In the meantime, people are starting to look for harder numbers. Davidson tells us, their hope is this year to get from their own projects up to 1,000 barrels a day giving them some significant cash flow. They don’t expect to go cash flow positive until the fourth quarter, but they’re also starting to look at bigger deals.
All of a sudden people are offering them, for a price of course, oil fields that they would love to try and develop themselves, but if you are looking to buy an old oil field that might have 10 to 100 million barrels left in place, that is going to cost you a lot of money. And how does the company arrange a deal to either purchase it, lease it or whatever.
Meanwhile, many other projects are starting to be joint ventured and some have significant revenue implications for the company.

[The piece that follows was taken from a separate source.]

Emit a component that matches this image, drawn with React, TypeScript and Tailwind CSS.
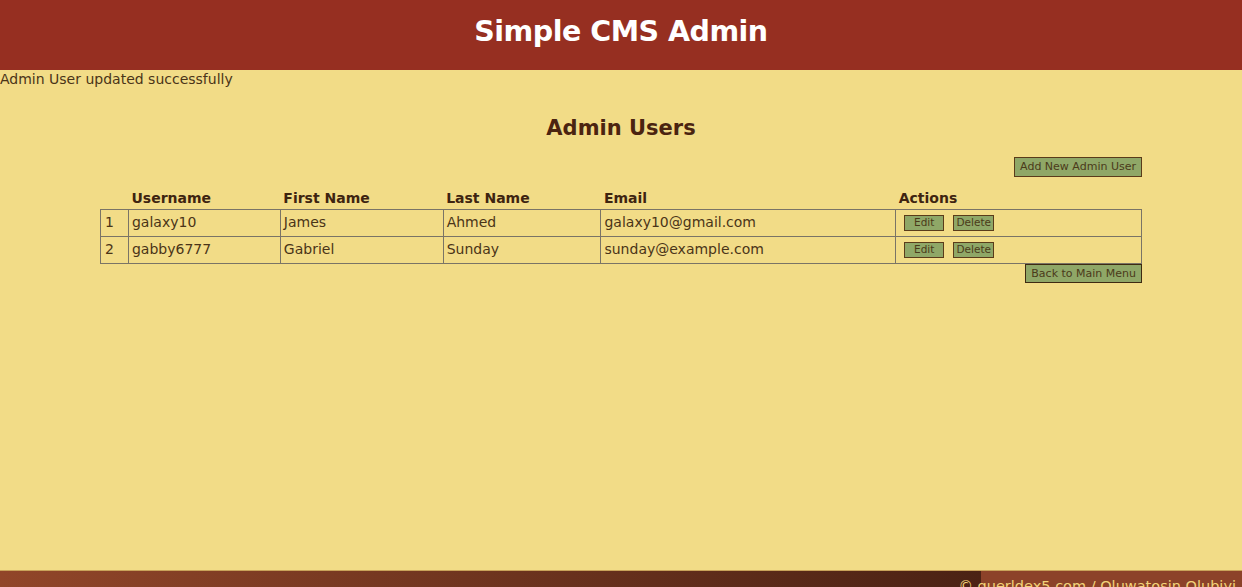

A typical well work over that they are working on, say in the Fort St. John area, could cost up to $200,000 to stimulate. Their percentage gross revenue on a play like that at around 15% becomes significant. It is the same thing with a cheaper well, like a $38,000 play near Red Deer. Of course, these costs depend on whether the well is vertical or horizontal.
Part of what Davidson is working on now is simply trying to get the company’s story out there. He is on the road to places like Houston and Oklahoma at major oil and gas conferences to get the story out. Both about their new technology and what it is that the company may offer, to both those in the industry and potential investors.
It is not surprising that as of yet there is not a single analyst covering this story. “Usually that takes something like positive cash flow”, Walter Stelmaschuk points out, but suddenly that’s not as far out as it is used to seem.
We own a bunch and we wish that Don Mosher had been a better salesman back when they were making their market debut, but this remains a significant story for the oil and gas patch and it will be interesting to see just what and how fast this technology can be developed and how soon the industry will embrace it as more generally accepted operational practice.